How much does Amazon FBA cost?
There's no single figure. You pay a referral fee (a category-based percentage of each sale), a per-unit fulfillment fee that scales with size and weight, monthly storage fees that rise in peak season, plus possible long-term storage, returns, and removal costs. Rates vary by product and change over time, so model your specific item in Amazon Seller Central.
What's the difference between FBA and FBM?
With FBA, Amazon stores your inventory and ships orders, and you get the Prime badge but pay fulfillment and storage fees. With FBM (Fulfillment by Merchant), you store and ship yourself or via your own 3PL, keeping more control and often better margins on heavy, high-value, or slow-moving items. Many sellers use both, matching each product to the cheaper model.

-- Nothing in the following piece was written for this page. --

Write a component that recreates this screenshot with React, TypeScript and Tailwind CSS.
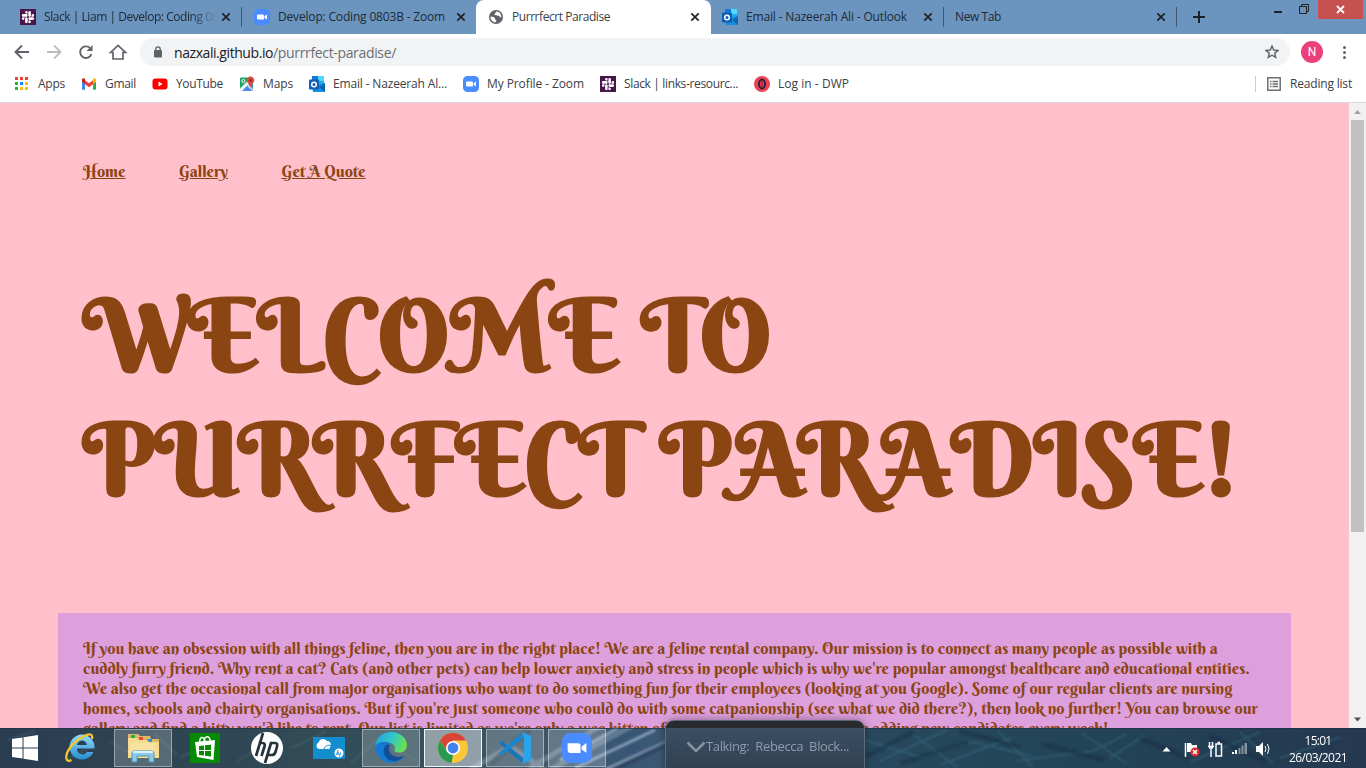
import { useLayoutEffect, useRef } from "react";
import type { ReactNode } from "react";
import { FaSlack } from "react-icons/fa";

/* Text tracked to an exact measure. */
function Fit({ w, children, className = "" }: { w: number; children: string; className?: string }) {
  const ref = useRef<HTMLSpanElement>(null);
  useLayoutEffect(() => {
    const el = ref.current;
    if (!el) return;
    el.style.letterSpacing = "0px";
    const natural = el.getBoundingClientRect().width;
    el.style.letterSpacing = `${(w - natural) / children.length}px`;
  }, [w, children]);
  return (
    <span className={`block shrink-0 whitespace-pre ${className}`} style={{ width: w }}>
      <span ref={ref} className="inline-block">{children}</span>
    </span>
  );
}

const Slack = () => (
  <div className="flex size-4 shrink-0 items-center justify-center bg-[#4a154b] text-white"><FaSlack size={14} /></div>
);
const Zoom = ({ size = 16 }: { size?: number }) => (
  <svg width={size} height={size} viewBox="0 0 16 16" className="shrink-0">
    <rect width="16" height="16" rx="4.500" fill="#4a8cff" />
    <path d="M3 5.400h5.600q1.300 0 1.300 1.300v3.900H4.300Q3 10.600 3 9.300ZM10.500 7.200l2.500-1.800v5.200l-2.500-1.800Z" fill="#fff" />
  </svg>
);
const Outlook = () => (
  <svg width="16" height="16" viewBox="0 0 16 16" className="shrink-0">
    <path d="M3 0h7v6H3z" fill="#0f78d4" />
    <path d="M9 0h6v5H9z" fill="#50d9ff" />
    <path d="M3 5h7v5H3z" fill="#0364b8" />
    <path d="M9 5h6v4H9z" fill="#28a8ea" />
    <path d="M3 10l13-3v9H4z" fill="#1490df" />
    <path d="M16 7v9l-6-5z" fill="#1066b5" />
    <rect y="3.500" width="10" height="10" rx="1" fill="#0f5fb5" />
    <circle cx="5" cy="8.500" r="2.300" fill="none" stroke="#fff" strokeWidth="1.500" />
  </svg>
);
const Globe = () => (
  <svg width="14" height="14" viewBox="0 0 14 14" className="shrink-0">
    <circle cx="7" cy="7" r="7" fill="#5f6368" />
    <path d="M7.500 1.500c-1 .4-.4 1.500-1.500 2s-.5 1.800.8 1.700 1.700.7 2.700.5S11 8 12.300 7.300C12.500 3.800 10 1.600 7.500 1.500ZM1.500 6.500c2 .2 4.300.4 4.500 2.200s1.500.8 1.400 2.100c0 .8-1 .8-1.200 1.600C3.500 12 1.400 9.500 1.500 6.500Z" fill="#fff" />
  </svg>
);
const Cross = () => (
  <svg width="10" height="10" viewBox="0 0 10 10" className="shrink-0">
    <path d="M1.300 1.300l7.400 7.400M8.700 1.300L1.300 8.700" stroke="#202124" strokeWidth="1.700" />
  </svg>
);

function Tab({ icon, label, w, sep, fade }: { icon?: ReactNode; label: string; w: number; sep?: boolean; fade?: boolean }) {
  return (
    <div className="flex h-full w-[233px] shrink-0 items-center pl-[11px]">
      {icon && <div className="mr-2 flex">{icon}</div>}
      <div className={fade ? "[mask-image:linear-gradient(to_right,black_148px,transparent_172px)]" : ""}>
        <Fit w={w}>{label}</Fit>
      </div>
      <div className={`ml-auto flex ${sep ? "mr-[10px]" : "mr-[9px]"}`}><Cross /></div>
      <div className={`h-5 w-px ${sep ? "bg-[#415a73]" : "bg-transparent"}`} />
    </div>
  );
}

function Bookmark({ icon, label, w }: { icon: ReactNode; label: string; w: number }) {
  return (
    <div className="flex shrink-0 items-center gap-2">
      <div className="flex w-4 justify-center">{icon}</div>
      <Fit w={w}>{label}</Fit>
    </div>
  );
}

const appColors = ["#ea4335", "#ea4335", "#ea4335", "#34a853", "#1a86f0", "#fbbc05", "#34a853", "#fbbc05", "#fbbc05"];
const Apps = () => (
  <div className="mr-px grid grid-cols-3 gap-[2px]">
    {appColors.map((c, i) => <div key={i} className="h-[3px] w-[3px]" style={{ background: c }} />)}
  </div>
);
const Gmail = () => (
  <svg width="16" height="12" viewBox="0 0 16 12">
    <path d="M1 1.500V11a.8.8 0 0 0 .8.800H4V4z" fill="#4285f4" />
    <path d="M15 1.500V11a.8.8 0 0 1-.8.800H12V4z" fill="#34a853" />
    <path d="M4 2.300l4 3 4-3v3.900l-4 3-4-3z" fill="#ea4335" />
    <path d="M1 3.800V2C1 .3 2.700-.2 4 .8v5.300z" fill="#c5221f" />
    <path d="M15 3.800V2c0-1.700-1.700-2.200-3-1.200v5.300z" fill="#fbbc04" />
  </svg>
);
const YouTube = () => (
  <svg width="16" height="12" viewBox="0 0 16 12"><rect x=".5" y=".5" width="15" height="11" rx="3" fill="#f00" /><path d="M6.500 3.500v5l4-2.500z" fill="#fff" /></svg>
);
const Maps = () => (
  <svg width="16" height="16" viewBox="0 0 16 16">
    <rect x="1" y="1.500" width="13" height="13.500" rx="1" fill="#1fa463" />
    <path d="M1 15L13 3l1 12z" fill="#4a89f3" />
    <path d="M1 12.500L11 2.500l2 2L3 15H1z" fill="#f5f5f5" />
    <path d="M9 8l5.500 6-1 1L8 10z" fill="#d8d8d8" />
    <circle cx="4.300" cy="5" r="1.500" fill="none" stroke="#fff" strokeWidth=".9" />
    <path d="M11.500 .5A3.900 3.900 0 0 1 15.300 4.600C15.300 7 12.300 8 11.500 11.500 10.800 8 7.700 7 7.700 4.600A3.900 3.900 0 0 1 11.500 .5Z" fill="#dd4b3e" />
    <circle cx="11.500" cy="4.400" r="1.300" fill="#822f2b" />
  </svg>
);
const Dwp = () => (
  <svg width="16" height="16" viewBox="0 0 16 16"><circle cx="8" cy="8" r="8" fill="#f0414f" /><ellipse cx="8" cy="8" rx="3" ry="4.400" fill="none" stroke="#2b2344" strokeWidth="2" /><path d="M8 5v6" stroke="#8d2345" strokeWidth="1.200" /></svg>
);

function Task({ children, state = "idle" }: { children?: ReactNode; state?: "idle" | "open" | "active" }) {
  const look = state === "active" ? "border-white/90 bg-white/45" : state === "open" ? "border-white/40 bg-white/20" : "border-transparent";
  return <div className={`flex h-[38px] w-[58px] shrink-0 items-center justify-center border ${look}`}>{children}</div>;
}

const Wallpaper = () => (
  <svg className="absolute inset-0" width="1366" height="40" viewBox="0 0 1366 40">
    <defs>
      <linearGradient id="bar" x2="1" y2="0">
        <stop offset="0" stopColor="#2b3d51" /><stop offset=".2" stopColor="#304955" /><stop offset=".3" stopColor="#34505b" />
        <stop offset=".4" stopColor="#3d566b" /><stop offset=".46" stopColor="#385674" /><stop offset=".5" stopColor="#3d5a75" />
        <stop offset=".64" stopColor="#28495d" /><stop offset=".8" stopColor="#234457" /><stop offset="1" stopColor="#25384f" />
      </linearGradient>
      <filter id="soft"><feGaussianBlur stdDeviation="1.300" /></filter>
    </defs>
    <rect width="1366" height="40" fill="url(#bar)" />
    <g filter="url(#soft)" fill="none">
      <path d="M470 42l40-24 35 24M530 40l70-42M546 44l86-46" stroke="#8194a8" strokeWidth="5" opacity=".6" />
      <path d="M575 40l80-38M600 44l70-32M560 32l58-32" stroke="#b4c8dc" strokeWidth="3" opacity=".65" />
      <path d="M490 36l40-35M612 42l56-27" stroke="#1d344c" strokeWidth="5" opacity=".5" />
      <path d="M180 30l30-16M236 34l40-24M292 20l34-17M350 36l28-25M382 12l36 22M68 31l25-13M110 14l30 17M155 6l22 21M8 12l27-9" stroke="#658085" strokeWidth="2" opacity=".28" />
      <path d="M865 12l58 18 50-16 58 14M880 33l67-31M914 7l44 33M940 37l71-27M998 3l35 36M1016 33l77-10 34-17M1082 5l45 31M1110 30l35-23M1190 34l70-30M1240 4l33 31M1280 30l61-21" stroke="#468096" strokeWidth="1.500" opacity=".42" />
      <path d="M867 28l46-24M901 35l67-20M960 3l60 16M1042 16l63 16M1140 10l48 20M1210 8l55 25" stroke="#132e42" strokeWidth="4" opacity=".5" />
    </g>
    <path d="M0 .5h1366" stroke="#1e3040" opacity=".6" />
  </svg>
);

const bodyLines = [
  "If you have an obsession with all things feline, then you are in the right place! We are a feline rental company. Our mission is to connect as many people as possible with a",
  "cuddly furry friend. Why rent a cat? Cats (and other pets) can help lower anxiety and stress in people which is why we're popular amongst healthcare and educational entities.",
  "We also get the occasional call from major organisations who want to do something fun for their employees (looking at you Google). Some of our regular clients are nursing",
  "homes, schools and chairty organisations. But if you're just someone who could do with some catpanionship (see what we did there?), then look no further! You can browse our",
];

export default function App() {
  return (
    <div className="relative flex h-[768px] w-[1366px] flex-col overflow-hidden bg-white font-['Open_Sans',sans-serif] text-[12px] text-[#3c4043]">
      {/* Tab strip */}
      <div className="flex h-[34px] shrink-0 bg-[#6b95bf] text-[#202a35]">
        <div className="flex w-[243px] shrink-0 pl-[9px]"><Tab icon={<Slack />} label="Slack | Liam | Develop: Coding 08" w={174} sep fade /></div>
        <Tab icon={<Zoom />} label="Develop: Coding 0803B - Zoom" w={167} />
        <div className="flex w-[235px] shrink-0 items-center rounded-t-lg bg-white pr-[11px] pl-[13px] text-[#3c4043]">
          <Globe />
          <div className="ml-[9px]"><Fit w={98}>Purrrfecrt Paradise</Fit></div>
          <div className="ml-auto flex"><Cross /></div>
        </div>
        <Tab icon={<Outlook />} label="Email - Nazeerah Ali - Outlook" w={161} sep />
        <Tab label="New Tab" w={46} sep />
        <svg width="189" height="34" viewBox="1177 0 189 34" className="shrink-0">
          <path d="M1193 17h12M1199 11v12" stroke="#202124" strokeWidth="2" />
          <path d="M1274 12h8" stroke="#202124" strokeWidth="2" />
          <path d="M1299.500 6.500h7v7h-7zM1301.500 6V4.500h7v7h-2" fill="none" stroke="#202124" />
          <path d="M1318 0h45v19h-45z" fill="#c75050" />
          <path d="M1337 6l7 7M1344 6l-7 7" stroke="#fff" strokeWidth="1.800" />
        </svg>
      </div>

      {/* Toolbar */}
      <div className="flex h-[36px] shrink-0 items-center">
        <svg width="140" height="36" viewBox="0 34 140 36" fill="none" strokeWidth="1.900" className="shrink-0">
          <path d="M29 52H16M22 45.500L15.500 52l6.500 6.500" stroke="#5f6368" />
          <path d="M47 52h13M54 45.500l6.500 6.500-6.500 6.500" stroke="#bbbdc0" />
          <path d="M91.400 54.200a5.800 5.800 0 1 1-1.500-6.300" stroke="#5f6368" />
          <path d="M92.500 45v6h-6z" fill="#5f6368" />
          <path d="M110.500 52.500L118 45.500l7.500 7H123V59h-10v-6.500z" stroke="#5f6368" strokeWidth="1.700" />
        </svg>
        <div className="flex h-7 w-[1150px] shrink-0 items-center rounded-full bg-[#f1f3f4] pr-[11px] pl-[13px] text-[14px]">
          <svg width="10" height="12" viewBox="0 0 10 12" className="mr-[11px]"><rect x="1" y="4" width="8" height="7.500" rx="1" fill="#5f6368" /><path d="M2.800 5V3a2.200 2.200 0 0 1 4.400 0v2" fill="none" stroke="#5f6368" strokeWidth="1.300" /></svg>
          <Fit w={99} className="text-[#202124]">nazxali.github.io</Fit>
          <Fit w={123} className="text-[#6b6f74]">/purrrfect-paradise/</Fit>
          <svg width="14" height="14" viewBox="0 0 14 14" className="ml-auto"><path d="M7 1l1.700 4 4.300.4-3.300 2.800 1 4.200L7 10.200l-3.700 2.200 1-4.200L1 5.400l4.300-.4z" fill="none" stroke="#5f6368" strokeWidth="1.400" /></svg>
        </div>
        <div className="ml-[11px] flex size-[22px] items-center justify-center rounded-full bg-[#ec407a] font-['Roboto'] text-[12px] text-white">N</div>
        <div className="ml-5 flex flex-col gap-[2px]">
          {[0, 1, 2].map((i) => <div key={i} className="size-[3px] rounded-full bg-[#5f6368]" />)}
        </div>
      </div>

      {/* Bookmarks */}
      <div className="flex h-[33px] shrink-0 items-center gap-4 border-b border-[#d5d8dc] pr-[14px] pb-[5px] pl-[14px]">
        <Bookmark icon={<Apps />} label="Apps" w={27} />
        <Bookmark icon={<Gmail />} label="Gmail" w={31} />
        <Bookmark icon={<YouTube />} label="YouTube" w={47} />
        <Bookmark icon={<Maps />} label="Maps" w={30} />
        <Bookmark icon={<Outlook />} label="Email - Nazeerah Al..." w={114} />
        <Bookmark icon={<Zoom />} label="My Profile - Zoom" w={97} />
        <Bookmark icon={<Slack />} label="Slack | links-resourc..." w={114} />
        <Bookmark icon={<Dwp />} label="Log in - DWP" w={71} />
        <div className="ml-auto flex items-center">
          <div className="mr-[11px] h-4 w-px bg-[#ccc]" />
          <svg width="14" height="14" viewBox="0 0 14 14" className="mr-[9px]"><rect x=".8" y=".8" width="12.400" height="12.400" fill="none" stroke="#6b6e72" strokeWidth="1.500" /><path d="M3 4.500h1.500M3 7h1.500M3 9.500h1.500M5.500 4.500H11M5.500 7H11M5.500 9.500H11" stroke="#6b6e72" strokeWidth="1.400" /></svg>
          <Fit w={62}>Reading list</Fit>
        </div>
      </div>

      {/* Page */}
      <div className="flex h-[625px] shrink-0 bg-[#ffc0cb] font-['Berkshire_Swash','Liberation_Serif',serif] text-[#8b4513]">
        <div className="h-full w-[1349px] overflow-hidden">
          <nav className="flex gap-[53.600px] pt-[57px] pl-[83px] text-[16px] leading-[22px] underline">
            <a>Home</a>
            <a>Gallery</a>
            <a>Get A Quote</a>
          </nav>
          <h1 className="mt-[91px] pl-[83px] text-[100px] leading-[124px] font-bold whitespace-nowrap">
            WELCOME TO<br />PURRFECT PARADISE!
          </h1>
          <div className="mt-[92px] ml-[58px] h-[200px] w-[1233px] bg-[#dda0dd] pt-[25px] pl-[25px] text-[16px] leading-5 whitespace-nowrap">
            {bodyLines.map((t) => <div key={t}>{t}</div>)}
            <div className="flex">
              <div className="w-[778px]">gallery and find a kitty you'd like to rent. Our list is limited as we're only a wee kitten of</div>
              <div>e adding new candidates every week!</div>
            </div>
          </div>
        </div>
        <div className="flex h-full w-[17px] flex-col items-center bg-[#f1f1f1]">
          <svg width="17" height="17" viewBox="0 0 17 17" className="shrink-0"><path d="M5 11l3.500-4 3.500 4z" fill="#a3a3a3" /></svg>
          <div className="h-[412px] w-[13px] bg-[#c1c1c1]" />
          <svg width="17" height="17" viewBox="0 0 17 17" className="mt-auto"><path d="M5 6.500h7l-3.500 4z" fill="#505050" /></svg>
        </div>
      </div>

      {/* Taskbar */}
      <div className="relative h-10 shrink-0">
        <Wallpaper />
        <div className="relative flex h-full items-center gap-1">
          <div className="flex w-12 shrink-0 pl-3">
            <svg width="26" height="26" viewBox="0 0 26 26" fill="#fff"><path d="M0 4l10.500-1.500v10H0zM11.500 2.300L26 0v12.500H11.500zM0 13.500h10.500v10L0 22zM11.500 13.500H26V26l-14.500-2.300z" /></svg>
          </div>
          <Task>
            <svg width="32" height="32" viewBox="0 0 32 32">
              <defs><linearGradient id="ie" x2="0" y2="1"><stop stopColor="#91dcfa" /><stop offset="1" stopColor="#258ed0" /></linearGradient></defs>
              <path d="M28.500 20a12.500 12.500 0 1 1 1-5.500v2H12a5.500 5.500 0 0 0 10 3.500zM12 13h10c-1-6-9-6-10 0z" fill="url(#ie)" fillRule="evenodd" />
              <path d="M27 7c1-5-2-6-8-3C11 8 3 16 1.500 23c-1 5 1 7 5 5" fill="none" stroke="#f6c52f" strokeWidth="2.300" />
            </svg>
          </Task>
          <Task state="open">
            <svg width="34" height="32" viewBox="0 0 34 32">
              <path d="M2 2h10l2 2h10l1 3h8v19H2z" fill="#dfb964" />
              <path d="M5 3h4v3H5z" fill="#20b04c" /><path d="M13 5h4v3h-4z" fill="#e34b3b" /><path d="M21 7h5v3h-5z" fill="#2b93dc" />
              <path d="M2 6h9l2 2h8l2 2h10v16H2z" fill="#f7dc8d" />
              <path d="M4 11h25v12H4z" fill="#fae8b1" opacity=".6" />
              <path d="M6 30V21q0-2 2-2h18q2 0 2 2v9h-5v-6H11v6z" fill="#8bcbe8" stroke="#4994bc" />
              <path d="M7 20h20" stroke="#d6f2ff" strokeWidth="2" />
            </svg>
          </Task>
          <Task>
            <svg width="30" height="30" viewBox="0 0 30 30"><path d="M0 0h30v30H0z" fill="#058a05" /><path d="M5 9l20-2-1.500 20L7 24z" fill="#fff" /><path d="M10 10c-1-7 4-7 5-2M14 9c0-7 7-7 6 0" fill="none" stroke="#fff" strokeWidth="1.500" /><path d="M9 13l5-.5v4.500H9zM15 12.300l6-.6V17h-6zM9 18h5v4.500L9 22zM15 18h6v5.500l-6-.8z" fill="#058a05" /></svg>
          </Task>
          <Task>
            <svg width="32" height="32" viewBox="0 0 32 32"><circle cx="16" cy="16" r="16" fill="#fff" /><path d="M12 1L5 24M7.500 11h4q3 0 2 3.500L10.500 24M20 11l-6 20M19 11h5q3 0 2 3.500l-1.500 5.500q-1 3-3.500 3h-4" fill="none" stroke="#26323c" strokeWidth="2.700" /></svg>
          </Task>
          <Task>
            <svg width="32" height="22" viewBox="0 0 32 22"><path d="M0 0h32v22H0z" fill="#148dcc" /><path d="M6 12a3.500 3.500 0 0 1-.5-6.500C7 1 12 1 14 4c4-1 5 5 2 8z" fill="#fff" /><path d="M11 12c1-3 4-5 7-3" stroke="#148dcc" fill="none" /><circle cx="26" cy="16" r="4.500" fill="#fff" /><path d="M25 13l-1.500 5M24.500 15.500h1L25 18M27.500 15.500l-1 4" stroke="#148dcc" fill="none" /></svg>
          </Task>
          <Task state="open">
            <svg width="32" height="32" viewBox="0 0 32 32">
              <defs><linearGradient id="edge" x2="1" y2=".3"><stop stopColor="#219fe0" /><stop offset=".6" stopColor="#32c8c6" /><stop offset="1" stopColor="#65df58" /></linearGradient></defs>
              <path d="M0 15C1 5 8 0 16 0c9 0 16 6 16 13 0 6-5 9-11 7-3-1-1-2-1-4 0-4-5-6-9-5C6 11 2 12 0 15Z" fill="url(#edge)" />
              <path d="M0 15c3-6 10-6 15-4-5 2-6 8-2 13 3 4 9 3 15 1C22 34 3 34 0 15Z" fill="#1479d2" />
              <path d="M10 14c-4 7 2 16 10 15 4-1 7-2 9-5-5 2-10 1-13-2-2-3-3-5-1-9-2-1-4 0-5 1Z" fill="#124f99" />
            </svg>
          </Task>
          <Task state="active">
            <svg width="30" height="30" viewBox="0 0 30 30">
              <circle cx="15" cy="15" r="15" fill="#fbc739" /><path d="M2 7.500A15 15 0 0 1 28 7.500H15L9 18z" fill="#da4437" /><path d="M2 7.500L9 18.500 15 22 13.500 30A15 15 0 0 1 2 7.500Z" fill="#279b50" /><circle cx="15" cy="15" r="7" fill="#fff" /><circle cx="15" cy="15" r="5.400" fill="#4382ed" />
            </svg>
          </Task>
          <Task state="open">
            <svg width="32" height="32" viewBox="0 0 32 32"><path d="M0 11l3-2 21 17-1 5z" fill="#1476bb" /><path d="M0 21l3 2L24 6l-1-5z" fill="#1687d0" /><path d="M23 0l9 4v24l-9 4 2-6V6z" fill="#29a3eb" /></svg>
          </Task>
          <Task state="open"><Zoom size={30} /></Task>
          <div className="ml-auto flex h-full shrink-0 items-center text-white">
            <svg width="120" height="40" viewBox="1160 728 120 40">
              <path d="M1162.500 751.500l4-4.500 4 4.500z" fill="#fff" />
              <path d="M1185.500 743v14" stroke="#fff" strokeWidth="1.500" /><path d="M1187 743h4l1 2h5v7h-10z" fill="#fff" />
              <circle cx="1195" cy="752" r="4.500" fill="#d92b29" /><path d="M1193 750l4 4M1197 750l-4 4" stroke="#fff" strokeWidth="1.500" />
              <path d="M1216 744h5.500v12H1216zM1217.500 742.500h2.500M1209.500 742v4M1212.500 742v4M1208 746.500h6M1209 748h4M1211 749v8" stroke="#fff" strokeWidth="1.500" fill="none" />
              <path d="M1232 752h2v2h-2zM1235 750h2v4h-2z" fill="#fff" /><path d="M1238.500 748h2v6h-2zM1241.500 745.500h2v8.500h-2zM1244.500 743h2.500v11h-2.500z" fill="#82949d" />
              <path d="M1256 746h3l4-4v14l-4-4h-3z" fill="#fff" /><path d="M1265 746q2 3 0 6M1267.500 744q3 5 0 10" fill="none" stroke="#fff" />
            </svg>
            <div className="flex w-[86px] flex-col items-center pr-[10px] pt-[2px] text-[12px] leading-[17px]">
              <Fit w={27}>15:01</Fit><Fit w={58}>26/03/2021</Fit>
            </div>
          </div>
        </div>
      </div>

      {/* Meeting overlay */}
      <div className="absolute top-[720px] left-[665px] flex h-[50px] w-[200px] items-center rounded-t-[9px] border border-white/20 bg-[linear-gradient(to_bottom,#292a2d_7px,#3c4e62_7px,#304153_100%)] pt-1 pl-5 text-[13px] text-[#8d9daf] shadow-[0_0_8px_#0006]">
        <svg width="20" height="12" viewBox="0 0 20 12" className="shrink-0"><path d="M1.500 1.500L10 10l8.500-8.500" fill="none" stroke="#8493a3" strokeWidth="2.500" /></svg>
        <Fit w={143}>Talking:  Rebecca  Block...</Fit>
      </div>
    </div>
  );
}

Can my Amazon seller account get suspended, and what happens to my inventory?
Yes. Amazon can restrict or suspend selling privileges for performance issues, policy or authenticity violations, IP complaints, or failed verification, and funds may be held during a review. Because FBA inventory sits inside Amazon's network, a suspension can also complicate retrieving your goods, which is why following policies and not depending entirely on one platform matters.
Does FBA make sense for low-margin or heavy products?
Usually not. Fulfillment fees scale with size and weight, so heavy or bulky items are expensive to fulfill, and thin margins leave little room after the full fee stack. For those products, shipping yourself or using your own 3PL (FBM) is often cheaper. FBA fits small, light, steady-selling items with margins healthy enough to absorb the fees.
How do I decide if FBA is worth it for my product?
Build a per-unit cost sheet before committing inventory: start from your landed cost, subtract the referral fee, fulfillment fee, a realistic share of storage, and a reserve for returns and removals, then subtract likely advertising cost. If real profit survives and the product sells steadily enough to turn over before storage piles up, FBA can be worth it. If the margin is thin or the item moves slowly, reconsider.